Problem to solve:
Write out each line of the listing as it stands, without the images.

◇ ◇ ◇ ◇ ◇

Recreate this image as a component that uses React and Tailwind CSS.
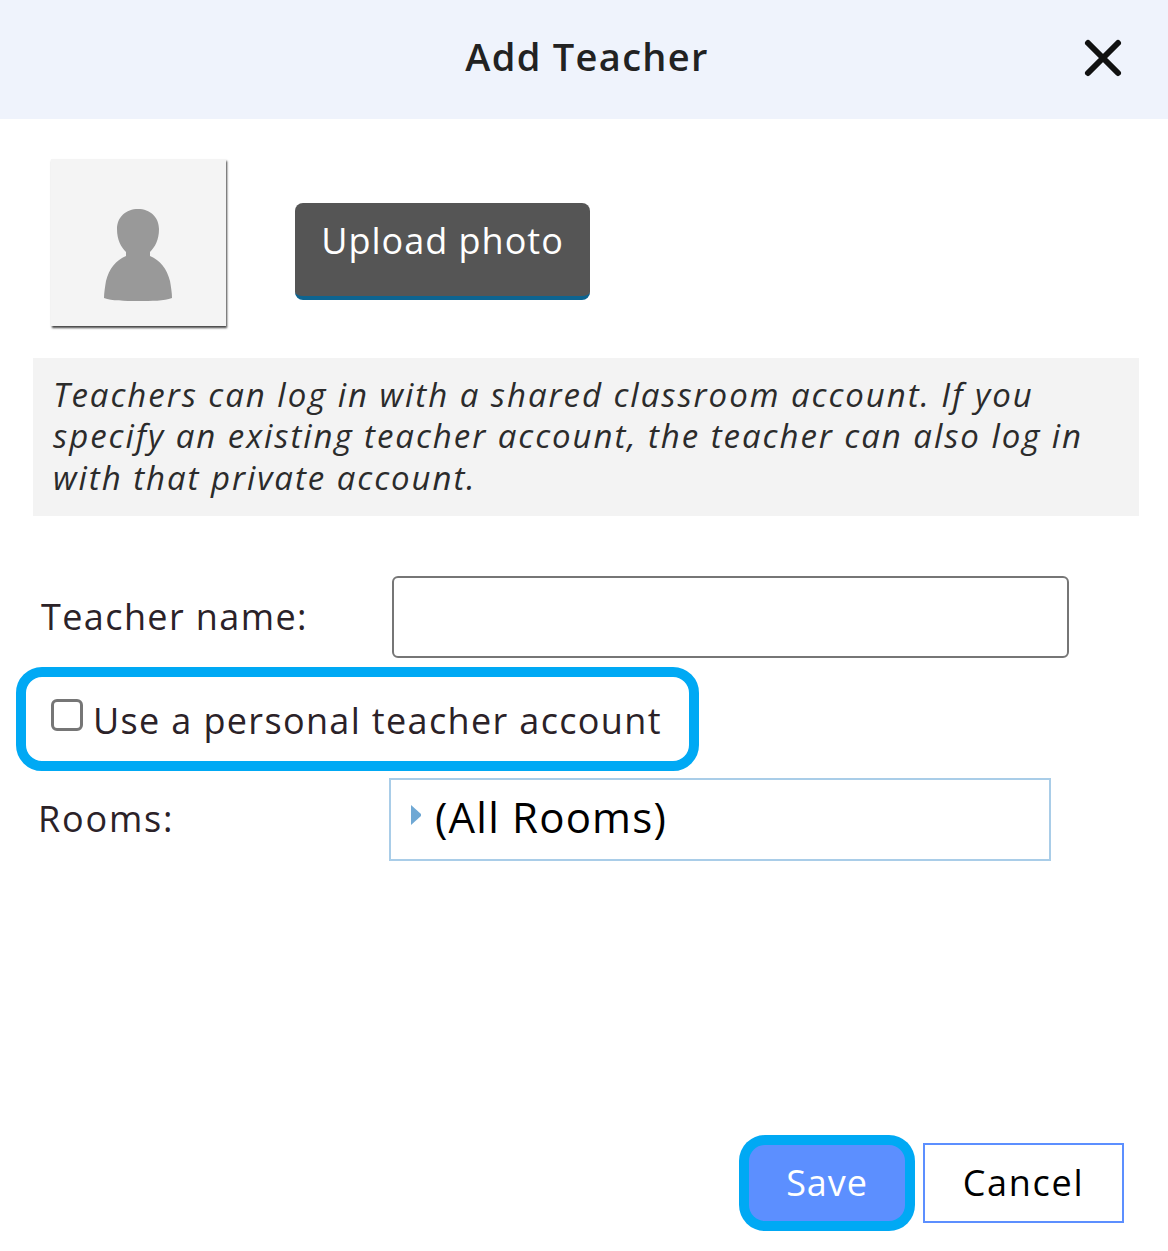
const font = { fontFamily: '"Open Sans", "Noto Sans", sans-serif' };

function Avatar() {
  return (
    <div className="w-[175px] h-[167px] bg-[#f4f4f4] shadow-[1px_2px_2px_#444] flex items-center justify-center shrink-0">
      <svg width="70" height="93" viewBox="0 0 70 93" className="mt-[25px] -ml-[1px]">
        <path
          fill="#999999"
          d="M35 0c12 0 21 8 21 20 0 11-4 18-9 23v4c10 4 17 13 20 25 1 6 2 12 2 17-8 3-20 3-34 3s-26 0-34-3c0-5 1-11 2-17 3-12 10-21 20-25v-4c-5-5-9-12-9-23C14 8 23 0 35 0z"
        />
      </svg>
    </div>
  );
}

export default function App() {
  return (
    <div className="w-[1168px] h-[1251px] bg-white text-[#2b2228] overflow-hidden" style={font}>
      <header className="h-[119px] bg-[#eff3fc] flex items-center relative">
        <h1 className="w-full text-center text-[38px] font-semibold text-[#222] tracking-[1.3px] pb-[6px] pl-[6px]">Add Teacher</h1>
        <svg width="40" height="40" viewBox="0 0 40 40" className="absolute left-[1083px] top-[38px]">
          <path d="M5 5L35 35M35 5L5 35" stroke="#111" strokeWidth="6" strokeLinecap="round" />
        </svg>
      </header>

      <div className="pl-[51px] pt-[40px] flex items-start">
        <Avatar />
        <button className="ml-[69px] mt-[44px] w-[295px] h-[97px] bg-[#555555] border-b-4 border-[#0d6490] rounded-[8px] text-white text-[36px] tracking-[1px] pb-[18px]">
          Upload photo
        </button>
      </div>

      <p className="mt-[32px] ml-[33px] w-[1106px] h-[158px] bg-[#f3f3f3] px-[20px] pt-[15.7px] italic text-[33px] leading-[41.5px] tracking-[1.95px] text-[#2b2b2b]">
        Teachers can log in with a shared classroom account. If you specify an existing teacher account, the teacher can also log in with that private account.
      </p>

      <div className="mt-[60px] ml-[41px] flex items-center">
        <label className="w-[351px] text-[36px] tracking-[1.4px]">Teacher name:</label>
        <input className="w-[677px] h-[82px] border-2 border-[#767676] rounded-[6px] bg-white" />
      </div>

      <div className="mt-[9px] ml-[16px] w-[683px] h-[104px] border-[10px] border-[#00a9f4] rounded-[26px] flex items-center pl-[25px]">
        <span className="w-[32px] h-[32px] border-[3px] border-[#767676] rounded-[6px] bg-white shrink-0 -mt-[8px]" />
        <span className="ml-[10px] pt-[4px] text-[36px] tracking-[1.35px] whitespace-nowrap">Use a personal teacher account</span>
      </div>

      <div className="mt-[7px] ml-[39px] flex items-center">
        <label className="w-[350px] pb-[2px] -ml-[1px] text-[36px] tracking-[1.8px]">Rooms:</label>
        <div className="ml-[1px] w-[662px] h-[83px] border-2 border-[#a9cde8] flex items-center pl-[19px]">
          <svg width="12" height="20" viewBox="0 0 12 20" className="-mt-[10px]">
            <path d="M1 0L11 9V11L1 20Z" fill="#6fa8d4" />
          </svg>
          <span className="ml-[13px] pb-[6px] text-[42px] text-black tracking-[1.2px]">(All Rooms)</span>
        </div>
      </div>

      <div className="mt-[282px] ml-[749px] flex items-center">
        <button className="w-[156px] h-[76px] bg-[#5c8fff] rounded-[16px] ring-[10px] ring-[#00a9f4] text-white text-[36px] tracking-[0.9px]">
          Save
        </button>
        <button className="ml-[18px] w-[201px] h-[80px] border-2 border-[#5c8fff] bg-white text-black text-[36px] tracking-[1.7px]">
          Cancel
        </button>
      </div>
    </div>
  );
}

◇ ◇ ◇ ◇ ◇

Exercise output:
Recreate this image as a component that uses React and Tailwind CSS.
const font = { fontFamily: '"Open Sans", "Noto Sans", sans-serif' };

function Avatar() {
  return (
    <div className="w-[175px] h-[167px] bg-[#f4f4f4] shadow-[1px_2px_2px_#444] flex items-center justify-center shrink-0">
      <svg width="70" height="93" viewBox="0 0 70 93" className="mt-[25px] -ml-[1px]">
        <path
          fill="#999999"
          d="M35 0c12 0 21 8 21 20 0 11-4 18-9 23v4c10 4 17 13 20 25 1 6 2 12 2 17-8 3-20 3-34 3s-26 0-34-3c0-5 1-11 2-17 3-12 10-21 20-25v-4c-5-5-9-12-9-23C14 8 23 0 35 0z"
        />
      </svg>
    </div>
  );
}

export default function App() {
  return (
    <div className="w-[1168px] h-[1251px] bg-white text-[#2b2228] overflow-hidden" style={font}>
      <header className="h-[119px] bg-[#eff3fc] flex items-center relative">
        <h1 className="w-full text-center text-[38px] font-semibold text-[#222] tracking-[1.3px] pb-[6px] pl-[6px]">Add Teacher</h1>
        <svg width="40" height="40" viewBox="0 0 40 40" className="absolute left-[1083px] top-[38px]">
          <path d="M5 5L35 35M35 5L5 35" stroke="#111" strokeWidth="6" strokeLinecap="round" />
        </svg>
      </header>

      <div className="pl-[51px] pt-[40px] flex items-start">
        <Avatar />
        <button className="ml-[69px] mt-[44px] w-[295px] h-[97px] bg-[#555555] border-b-4 border-[#0d6490] rounded-[8px] text-white text-[36px] tracking-[1px] pb-[18px]">
          Upload photo
        </button>
      </div>

      <p className="mt-[32px] ml-[33px] w-[1106px] h-[158px] bg-[#f3f3f3] px-[20px] pt-[15.7px] italic text-[33px] leading-[41.5px] tracking-[1.95px] text-[#2b2b2b]">
        Teachers can log in with a shared classroom account. If you specify an existing teacher account, the teacher can also log in with that private account.
      </p>

      <div className="mt-[60px] ml-[41px] flex items-center">
        <label className="w-[351px] text-[36px] tracking-[1.4px]">Teacher name:</label>
        <input className="w-[677px] h-[82px] border-2 border-[#767676] rounded-[6px] bg-white" />
      </div>

      <div className="mt-[9px] ml-[16px] w-[683px] h-[104px] border-[10px] border-[#00a9f4] rounded-[26px] flex items-center pl-[25px]">
        <span className="w-[32px] h-[32px] border-[3px] border-[#767676] rounded-[6px] bg-white shrink-0 -mt-[8px]" />
        <span className="ml-[10px] pt-[4px] text-[36px] tracking-[1.35px] whitespace-nowrap">Use a personal teacher account</span>
      </div>

      <div className="mt-[7px] ml-[39px] flex items-center">
        <label className="w-[350px] pb-[2px] -ml-[1px] text-[36px] tracking-[1.8px]">Rooms:</label>
        <div className="ml-[1px] w-[662px] h-[83px] border-2 border-[#a9cde8] flex items-center pl-[19px]">
          <svg width="12" height="20" viewBox="0 0 12 20" className="-mt-[10px]">
            <path d="M1 0L11 9V11L1 20Z" fill="#6fa8d4" />
          </svg>
          <span className="ml-[13px] pb-[6px] text-[42px] text-black tracking-[1.2px]">(All Rooms)</span>
        </div>
      </div>

      <div className="mt-[282px] ml-[749px] flex items-center">
        <button className="w-[156px] h-[76px] bg-[#5c8fff] rounded-[16px] ring-[10px] ring-[#00a9f4] text-white text-[36px] tracking-[0.9px]">
          Save
        </button>
        <button className="ml-[18px] w-[201px] h-[80px] border-2 border-[#5c8fff] bg-white text-black text-[36px] tracking-[1.7px]">
          Cancel
        </button>
      </div>
    </div>
  );
}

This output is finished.